** To be done **
Produce a word-for-word copy of the listing below without its pictures.

** Source excerpt **
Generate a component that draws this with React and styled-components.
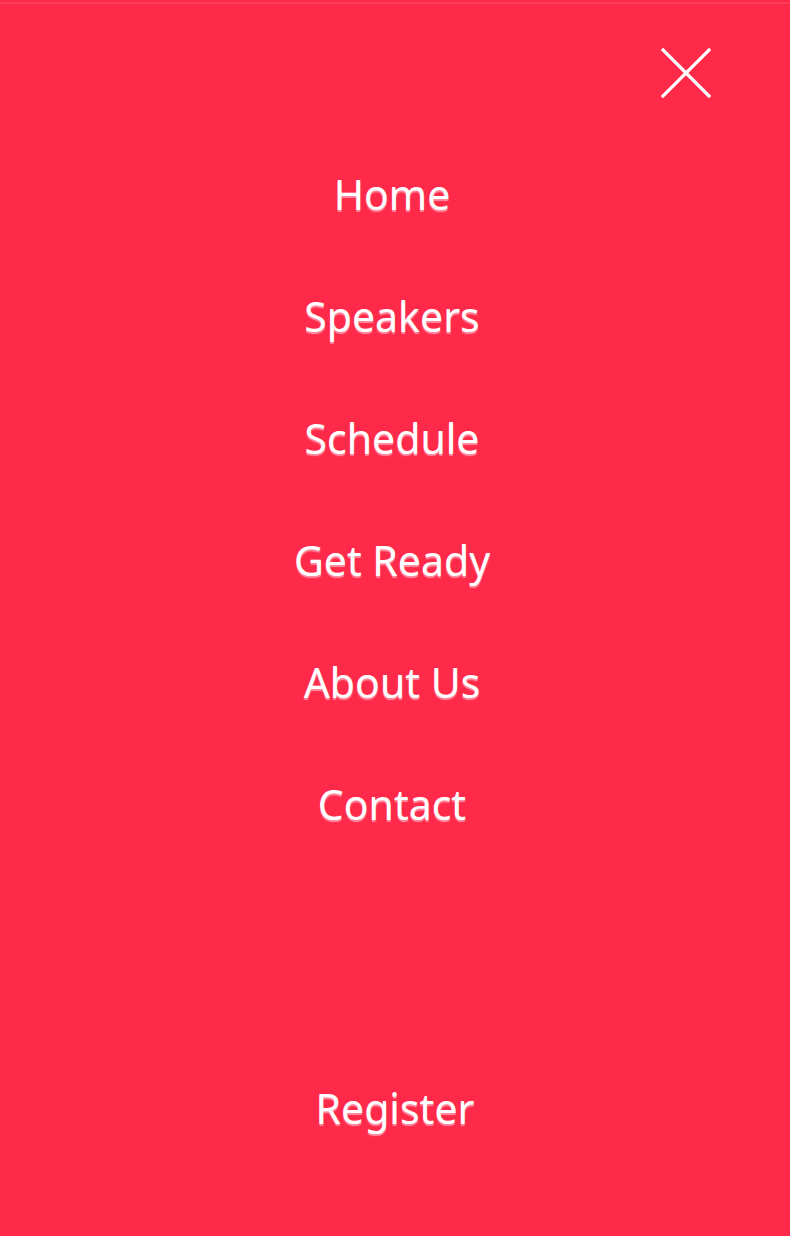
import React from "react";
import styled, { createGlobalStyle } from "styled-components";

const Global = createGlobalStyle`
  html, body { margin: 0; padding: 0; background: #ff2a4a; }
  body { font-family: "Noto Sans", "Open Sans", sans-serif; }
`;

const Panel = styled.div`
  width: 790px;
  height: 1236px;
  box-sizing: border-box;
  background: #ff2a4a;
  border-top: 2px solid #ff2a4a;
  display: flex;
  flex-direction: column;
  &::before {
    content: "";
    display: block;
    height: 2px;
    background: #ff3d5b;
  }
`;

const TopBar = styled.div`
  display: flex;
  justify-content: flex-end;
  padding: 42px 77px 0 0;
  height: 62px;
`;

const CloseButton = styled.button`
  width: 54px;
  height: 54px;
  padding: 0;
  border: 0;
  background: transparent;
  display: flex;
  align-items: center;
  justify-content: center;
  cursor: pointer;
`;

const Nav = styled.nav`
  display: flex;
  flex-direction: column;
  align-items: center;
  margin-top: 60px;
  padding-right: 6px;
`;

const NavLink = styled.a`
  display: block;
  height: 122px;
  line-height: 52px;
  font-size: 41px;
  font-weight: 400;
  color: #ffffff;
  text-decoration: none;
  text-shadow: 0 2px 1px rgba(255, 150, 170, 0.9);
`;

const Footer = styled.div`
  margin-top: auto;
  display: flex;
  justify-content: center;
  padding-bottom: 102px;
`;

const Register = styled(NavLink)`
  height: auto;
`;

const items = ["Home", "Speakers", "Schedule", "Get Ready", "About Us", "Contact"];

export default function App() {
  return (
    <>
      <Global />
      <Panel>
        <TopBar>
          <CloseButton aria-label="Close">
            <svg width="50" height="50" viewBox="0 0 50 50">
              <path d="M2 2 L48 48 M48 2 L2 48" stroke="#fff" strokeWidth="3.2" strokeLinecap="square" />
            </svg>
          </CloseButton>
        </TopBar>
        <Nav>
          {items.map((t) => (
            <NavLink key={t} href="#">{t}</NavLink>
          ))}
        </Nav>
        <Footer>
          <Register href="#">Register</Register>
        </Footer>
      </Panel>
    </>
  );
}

** Task response **
Generate a component that draws this with React and styled-components.
import React from "react";
import styled, { createGlobalStyle } from "styled-components";

const Global = createGlobalStyle`
  html, body { margin: 0; padding: 0; background: #ff2a4a; }
  body { font-family: "Noto Sans", "Open Sans", sans-serif; }
`;

const Panel = styled.div`
  width: 790px;
  height: 1236px;
  box-sizing: border-box;
  background: #ff2a4a;
  border-top: 2px solid #ff2a4a;
  display: flex;
  flex-direction: column;
  &::before {
    content: "";
    display: block;
    height: 2px;
    background: #ff3d5b;
  }
`;

const TopBar = styled.div`
  display: flex;
  justify-content: flex-end;
  padding: 42px 77px 0 0;
  height: 62px;
`;

const CloseButton = styled.button`
  width: 54px;
  height: 54px;
  padding: 0;
  border: 0;
  background: transparent;
  display: flex;
  align-items: center;
  justify-content: center;
  cursor: pointer;
`;

const Nav = styled.nav`
  display: flex;
  flex-direction: column;
  align-items: center;
  margin-top: 60px;
  padding-right: 6px;
`;

const NavLink = styled.a`
  display: block;
  height: 122px;
  line-height: 52px;
  font-size: 41px;
  font-weight: 400;
  color: #ffffff;
  text-decoration: none;
  text-shadow: 0 2px 1px rgba(255, 150, 170, 0.9);
`;

const Footer = styled.div`
  margin-top: auto;
  display: flex;
  justify-content: center;
  padding-bottom: 102px;
`;

const Register = styled(NavLink)`
  height: auto;
`;

const items = ["Home", "Speakers", "Schedule", "Get Ready", "About Us", "Contact"];

export default function App() {
  return (
    <>
      <Global />
      <Panel>
        <TopBar>
          <CloseButton aria-label="Close">
            <svg width="50" height="50" viewBox="0 0 50 50">
              <path d="M2 2 L48 48 M48 2 L2 48" stroke="#fff" strokeWidth="3.2" strokeLinecap="square" />
            </svg>
          </CloseButton>
        </TopBar>
        <Nav>
          {items.map((t) => (
            <NavLink key={t} href="#">{t}</NavLink>
          ))}
        </Nav>
        <Footer>
          <Register href="#">Register</Register>
        </Footer>
      </Panel>
    </>
  );
}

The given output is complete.